▶ _Task instructions_
Go through the lines below and copy each one that holds the string "with".

▶ _Input records_
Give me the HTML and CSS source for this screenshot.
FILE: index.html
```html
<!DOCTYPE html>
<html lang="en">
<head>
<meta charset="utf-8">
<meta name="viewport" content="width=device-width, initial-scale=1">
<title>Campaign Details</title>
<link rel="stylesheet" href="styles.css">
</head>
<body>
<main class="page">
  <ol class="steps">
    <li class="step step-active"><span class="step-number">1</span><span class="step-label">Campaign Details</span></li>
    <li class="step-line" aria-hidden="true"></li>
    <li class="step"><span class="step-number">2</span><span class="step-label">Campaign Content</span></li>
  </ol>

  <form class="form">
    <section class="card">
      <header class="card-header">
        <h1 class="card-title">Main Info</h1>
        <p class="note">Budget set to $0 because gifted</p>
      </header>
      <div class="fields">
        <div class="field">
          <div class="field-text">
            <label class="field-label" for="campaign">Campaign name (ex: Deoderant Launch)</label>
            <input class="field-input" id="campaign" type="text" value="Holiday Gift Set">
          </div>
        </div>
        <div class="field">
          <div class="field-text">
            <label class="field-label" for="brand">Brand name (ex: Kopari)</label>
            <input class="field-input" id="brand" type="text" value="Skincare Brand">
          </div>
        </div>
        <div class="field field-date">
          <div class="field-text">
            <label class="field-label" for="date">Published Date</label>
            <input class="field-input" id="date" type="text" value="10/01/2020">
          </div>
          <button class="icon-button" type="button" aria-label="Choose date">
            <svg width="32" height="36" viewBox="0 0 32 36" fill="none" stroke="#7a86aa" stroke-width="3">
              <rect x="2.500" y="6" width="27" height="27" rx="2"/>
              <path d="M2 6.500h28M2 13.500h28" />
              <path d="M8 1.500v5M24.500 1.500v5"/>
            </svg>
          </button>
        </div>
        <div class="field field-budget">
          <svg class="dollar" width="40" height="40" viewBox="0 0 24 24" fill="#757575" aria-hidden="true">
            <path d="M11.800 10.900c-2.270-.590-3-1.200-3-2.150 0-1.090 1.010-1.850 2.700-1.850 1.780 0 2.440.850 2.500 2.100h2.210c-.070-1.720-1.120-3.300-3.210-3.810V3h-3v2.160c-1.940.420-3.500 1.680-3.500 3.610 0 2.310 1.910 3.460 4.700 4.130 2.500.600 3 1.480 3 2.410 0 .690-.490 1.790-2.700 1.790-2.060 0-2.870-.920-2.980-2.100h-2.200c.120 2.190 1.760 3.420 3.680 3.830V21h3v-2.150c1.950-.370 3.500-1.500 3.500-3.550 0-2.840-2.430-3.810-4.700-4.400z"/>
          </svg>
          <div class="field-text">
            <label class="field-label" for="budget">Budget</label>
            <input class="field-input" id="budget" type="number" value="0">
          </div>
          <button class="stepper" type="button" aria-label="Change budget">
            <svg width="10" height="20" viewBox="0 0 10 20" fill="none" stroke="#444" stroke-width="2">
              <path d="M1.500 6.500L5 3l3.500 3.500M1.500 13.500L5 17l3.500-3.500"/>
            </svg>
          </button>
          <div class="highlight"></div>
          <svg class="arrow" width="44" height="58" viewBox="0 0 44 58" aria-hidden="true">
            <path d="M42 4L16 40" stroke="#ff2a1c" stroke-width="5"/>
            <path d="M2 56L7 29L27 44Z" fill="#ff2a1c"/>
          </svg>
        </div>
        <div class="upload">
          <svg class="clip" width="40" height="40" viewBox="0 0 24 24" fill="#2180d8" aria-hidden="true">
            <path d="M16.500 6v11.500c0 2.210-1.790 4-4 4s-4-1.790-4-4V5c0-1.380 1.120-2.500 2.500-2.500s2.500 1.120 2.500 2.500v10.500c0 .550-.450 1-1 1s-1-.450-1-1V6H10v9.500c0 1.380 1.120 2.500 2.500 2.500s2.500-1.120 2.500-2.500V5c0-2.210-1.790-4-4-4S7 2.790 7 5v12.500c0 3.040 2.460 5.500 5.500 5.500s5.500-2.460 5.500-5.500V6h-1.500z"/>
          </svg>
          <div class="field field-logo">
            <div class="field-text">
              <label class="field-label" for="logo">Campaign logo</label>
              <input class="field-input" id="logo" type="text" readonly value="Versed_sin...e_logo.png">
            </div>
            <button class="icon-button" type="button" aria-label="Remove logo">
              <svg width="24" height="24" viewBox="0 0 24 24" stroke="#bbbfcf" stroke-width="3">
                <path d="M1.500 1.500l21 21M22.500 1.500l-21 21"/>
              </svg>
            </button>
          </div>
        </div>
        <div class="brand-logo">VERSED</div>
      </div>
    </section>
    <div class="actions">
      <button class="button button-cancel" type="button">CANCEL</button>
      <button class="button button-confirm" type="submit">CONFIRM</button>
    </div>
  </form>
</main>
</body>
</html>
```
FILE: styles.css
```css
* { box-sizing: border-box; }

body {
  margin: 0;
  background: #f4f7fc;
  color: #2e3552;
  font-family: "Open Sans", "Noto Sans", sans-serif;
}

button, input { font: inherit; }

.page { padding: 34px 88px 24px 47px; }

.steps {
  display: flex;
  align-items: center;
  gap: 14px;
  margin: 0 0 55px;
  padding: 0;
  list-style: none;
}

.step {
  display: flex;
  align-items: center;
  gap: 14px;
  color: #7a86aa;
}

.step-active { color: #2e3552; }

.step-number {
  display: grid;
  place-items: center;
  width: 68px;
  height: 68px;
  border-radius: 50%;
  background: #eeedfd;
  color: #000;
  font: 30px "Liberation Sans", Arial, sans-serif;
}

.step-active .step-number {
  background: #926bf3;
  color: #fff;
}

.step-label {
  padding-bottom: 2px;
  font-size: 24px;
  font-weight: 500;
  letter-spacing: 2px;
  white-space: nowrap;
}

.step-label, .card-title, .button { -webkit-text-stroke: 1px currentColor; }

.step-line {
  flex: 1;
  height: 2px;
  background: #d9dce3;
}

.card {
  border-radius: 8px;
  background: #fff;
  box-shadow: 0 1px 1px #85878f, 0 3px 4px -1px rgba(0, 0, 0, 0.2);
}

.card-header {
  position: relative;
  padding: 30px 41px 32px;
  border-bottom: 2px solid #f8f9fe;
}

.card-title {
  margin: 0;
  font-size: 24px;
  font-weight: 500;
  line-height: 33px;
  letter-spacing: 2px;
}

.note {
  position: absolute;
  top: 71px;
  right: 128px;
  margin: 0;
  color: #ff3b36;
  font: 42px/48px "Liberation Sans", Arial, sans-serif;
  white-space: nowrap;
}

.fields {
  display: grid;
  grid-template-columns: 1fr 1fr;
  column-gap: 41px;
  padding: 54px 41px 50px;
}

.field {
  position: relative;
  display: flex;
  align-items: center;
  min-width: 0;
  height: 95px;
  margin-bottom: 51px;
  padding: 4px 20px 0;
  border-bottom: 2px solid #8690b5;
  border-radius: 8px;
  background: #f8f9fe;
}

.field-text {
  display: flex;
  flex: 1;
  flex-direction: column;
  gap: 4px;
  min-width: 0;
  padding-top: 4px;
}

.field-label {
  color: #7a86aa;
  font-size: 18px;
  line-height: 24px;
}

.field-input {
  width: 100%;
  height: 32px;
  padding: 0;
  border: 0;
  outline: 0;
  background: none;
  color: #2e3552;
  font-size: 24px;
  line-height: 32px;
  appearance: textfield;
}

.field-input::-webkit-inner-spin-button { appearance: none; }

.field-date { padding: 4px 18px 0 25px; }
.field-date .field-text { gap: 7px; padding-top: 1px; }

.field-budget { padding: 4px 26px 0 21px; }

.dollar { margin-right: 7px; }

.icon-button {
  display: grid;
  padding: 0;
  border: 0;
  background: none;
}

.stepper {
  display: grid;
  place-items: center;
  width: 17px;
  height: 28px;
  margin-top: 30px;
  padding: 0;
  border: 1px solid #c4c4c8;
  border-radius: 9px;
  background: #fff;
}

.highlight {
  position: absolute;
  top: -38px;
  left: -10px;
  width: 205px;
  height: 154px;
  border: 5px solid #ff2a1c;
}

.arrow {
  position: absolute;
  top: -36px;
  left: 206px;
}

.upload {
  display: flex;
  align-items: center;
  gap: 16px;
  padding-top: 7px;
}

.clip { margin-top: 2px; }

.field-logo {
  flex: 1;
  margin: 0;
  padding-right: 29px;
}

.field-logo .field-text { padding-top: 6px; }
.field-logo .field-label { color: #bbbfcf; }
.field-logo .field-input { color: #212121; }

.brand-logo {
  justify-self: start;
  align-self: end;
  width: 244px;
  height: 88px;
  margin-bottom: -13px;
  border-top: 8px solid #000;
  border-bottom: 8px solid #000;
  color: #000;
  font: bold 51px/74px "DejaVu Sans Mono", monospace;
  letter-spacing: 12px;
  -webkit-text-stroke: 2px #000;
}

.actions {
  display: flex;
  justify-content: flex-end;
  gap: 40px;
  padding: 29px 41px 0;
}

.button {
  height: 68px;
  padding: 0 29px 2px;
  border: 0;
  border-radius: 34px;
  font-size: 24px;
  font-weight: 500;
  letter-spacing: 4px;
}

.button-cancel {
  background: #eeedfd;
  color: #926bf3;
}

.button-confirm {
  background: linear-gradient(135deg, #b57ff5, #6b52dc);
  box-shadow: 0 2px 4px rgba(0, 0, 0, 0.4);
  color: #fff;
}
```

---

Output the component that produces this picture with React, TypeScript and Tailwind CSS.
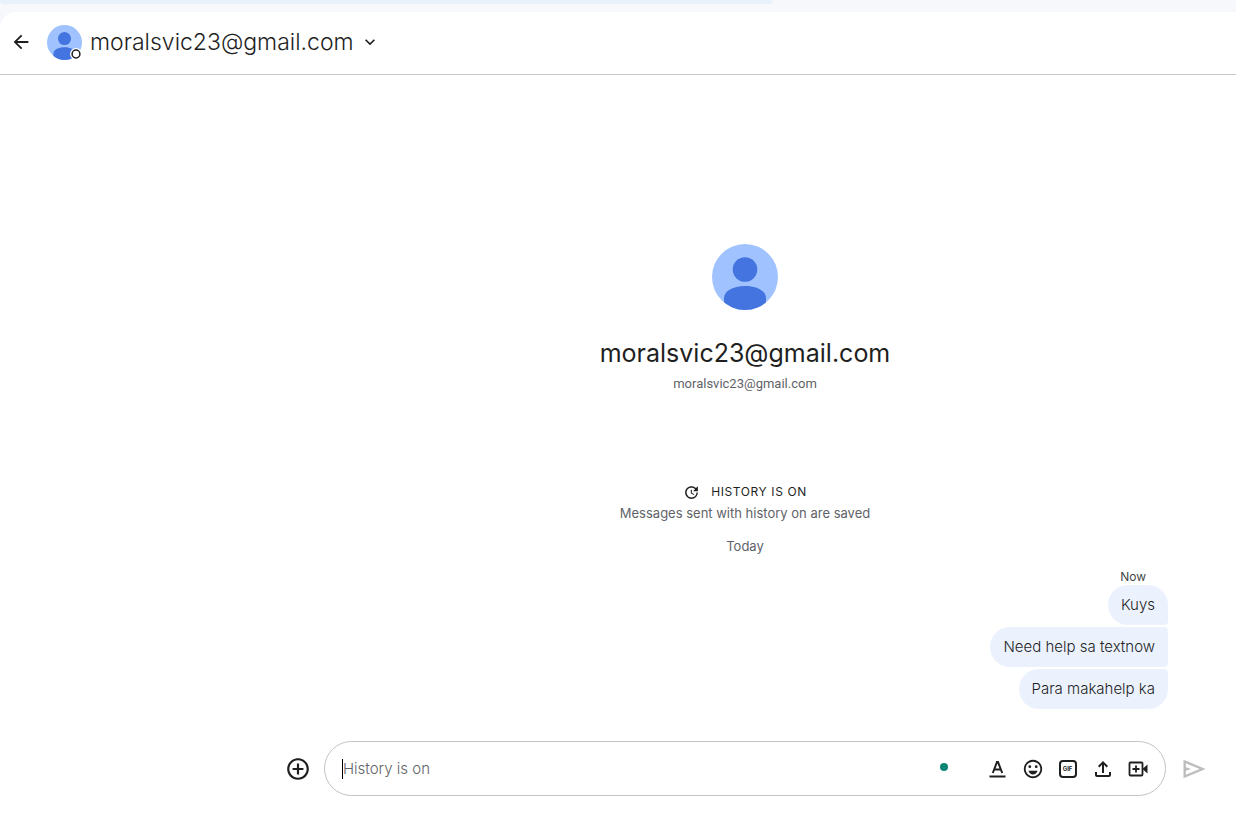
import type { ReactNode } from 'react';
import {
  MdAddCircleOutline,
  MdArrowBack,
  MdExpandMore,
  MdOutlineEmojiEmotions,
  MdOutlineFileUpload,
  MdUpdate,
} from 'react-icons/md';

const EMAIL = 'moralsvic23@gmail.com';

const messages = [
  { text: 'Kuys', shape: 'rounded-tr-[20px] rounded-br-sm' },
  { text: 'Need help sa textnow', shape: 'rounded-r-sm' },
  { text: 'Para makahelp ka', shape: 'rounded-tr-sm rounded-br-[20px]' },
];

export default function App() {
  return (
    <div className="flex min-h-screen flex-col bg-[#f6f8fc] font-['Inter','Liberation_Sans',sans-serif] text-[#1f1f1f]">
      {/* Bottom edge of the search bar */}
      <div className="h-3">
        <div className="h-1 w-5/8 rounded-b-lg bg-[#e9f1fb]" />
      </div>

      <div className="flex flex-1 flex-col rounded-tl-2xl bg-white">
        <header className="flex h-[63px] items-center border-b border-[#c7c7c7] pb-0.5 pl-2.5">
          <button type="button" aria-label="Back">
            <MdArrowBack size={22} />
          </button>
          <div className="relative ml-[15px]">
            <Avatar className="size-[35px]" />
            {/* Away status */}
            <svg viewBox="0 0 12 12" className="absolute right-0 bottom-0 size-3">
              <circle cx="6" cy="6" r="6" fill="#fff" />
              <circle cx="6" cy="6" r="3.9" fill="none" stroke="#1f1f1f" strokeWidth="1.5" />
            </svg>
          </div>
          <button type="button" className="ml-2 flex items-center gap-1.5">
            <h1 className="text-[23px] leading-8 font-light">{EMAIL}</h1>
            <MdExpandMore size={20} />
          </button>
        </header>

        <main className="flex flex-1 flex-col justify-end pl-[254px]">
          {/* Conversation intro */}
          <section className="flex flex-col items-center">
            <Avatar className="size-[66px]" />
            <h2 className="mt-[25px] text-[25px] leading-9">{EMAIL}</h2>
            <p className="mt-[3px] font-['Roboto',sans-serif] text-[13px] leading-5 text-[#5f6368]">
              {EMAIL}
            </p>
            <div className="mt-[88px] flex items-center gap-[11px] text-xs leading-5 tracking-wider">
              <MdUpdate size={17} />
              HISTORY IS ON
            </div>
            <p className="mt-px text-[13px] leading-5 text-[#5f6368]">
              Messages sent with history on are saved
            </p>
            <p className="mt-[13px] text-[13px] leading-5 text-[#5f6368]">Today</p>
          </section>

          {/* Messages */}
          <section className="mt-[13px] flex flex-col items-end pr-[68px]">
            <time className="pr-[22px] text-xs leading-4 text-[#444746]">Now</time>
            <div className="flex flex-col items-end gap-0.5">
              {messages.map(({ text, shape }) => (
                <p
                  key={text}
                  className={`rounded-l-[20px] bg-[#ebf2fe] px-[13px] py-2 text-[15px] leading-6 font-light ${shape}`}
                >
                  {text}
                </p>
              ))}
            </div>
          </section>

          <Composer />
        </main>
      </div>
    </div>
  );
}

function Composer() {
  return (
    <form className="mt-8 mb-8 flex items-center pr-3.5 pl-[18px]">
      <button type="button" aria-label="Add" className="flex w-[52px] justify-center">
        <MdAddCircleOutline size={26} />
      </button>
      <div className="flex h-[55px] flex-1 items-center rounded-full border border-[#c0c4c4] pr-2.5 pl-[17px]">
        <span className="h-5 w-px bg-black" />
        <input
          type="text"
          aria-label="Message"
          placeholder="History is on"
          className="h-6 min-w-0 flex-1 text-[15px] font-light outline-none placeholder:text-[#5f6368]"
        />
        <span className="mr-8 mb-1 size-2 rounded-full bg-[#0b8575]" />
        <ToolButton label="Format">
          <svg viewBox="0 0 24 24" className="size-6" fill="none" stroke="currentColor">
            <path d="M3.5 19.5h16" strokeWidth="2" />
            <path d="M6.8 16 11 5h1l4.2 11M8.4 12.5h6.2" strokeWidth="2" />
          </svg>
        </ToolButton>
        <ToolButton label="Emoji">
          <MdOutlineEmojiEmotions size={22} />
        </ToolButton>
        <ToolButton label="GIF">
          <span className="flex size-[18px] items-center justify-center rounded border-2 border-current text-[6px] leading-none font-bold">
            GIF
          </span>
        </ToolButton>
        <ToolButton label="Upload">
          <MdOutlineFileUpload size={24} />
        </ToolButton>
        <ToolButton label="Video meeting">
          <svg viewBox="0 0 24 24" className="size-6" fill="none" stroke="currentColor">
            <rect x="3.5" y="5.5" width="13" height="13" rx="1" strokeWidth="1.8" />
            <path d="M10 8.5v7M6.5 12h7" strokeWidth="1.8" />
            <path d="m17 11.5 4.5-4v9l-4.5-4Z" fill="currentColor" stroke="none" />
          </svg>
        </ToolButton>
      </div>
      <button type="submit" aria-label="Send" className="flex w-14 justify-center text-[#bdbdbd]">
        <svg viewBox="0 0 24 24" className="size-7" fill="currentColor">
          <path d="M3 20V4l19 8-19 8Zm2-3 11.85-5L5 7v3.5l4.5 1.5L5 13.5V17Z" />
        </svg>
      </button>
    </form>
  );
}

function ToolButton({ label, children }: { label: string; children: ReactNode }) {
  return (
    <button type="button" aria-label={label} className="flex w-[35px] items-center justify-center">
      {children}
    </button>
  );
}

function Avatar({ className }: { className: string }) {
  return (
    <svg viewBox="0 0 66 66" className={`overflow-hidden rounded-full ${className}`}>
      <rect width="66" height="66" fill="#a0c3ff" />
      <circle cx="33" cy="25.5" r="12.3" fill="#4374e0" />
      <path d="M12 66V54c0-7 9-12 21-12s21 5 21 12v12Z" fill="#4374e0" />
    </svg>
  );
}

▶ _Response to the exercise_
Output the component that produces this picture with React, TypeScript and Tailwind CSS.
              Messages sent with history on are saved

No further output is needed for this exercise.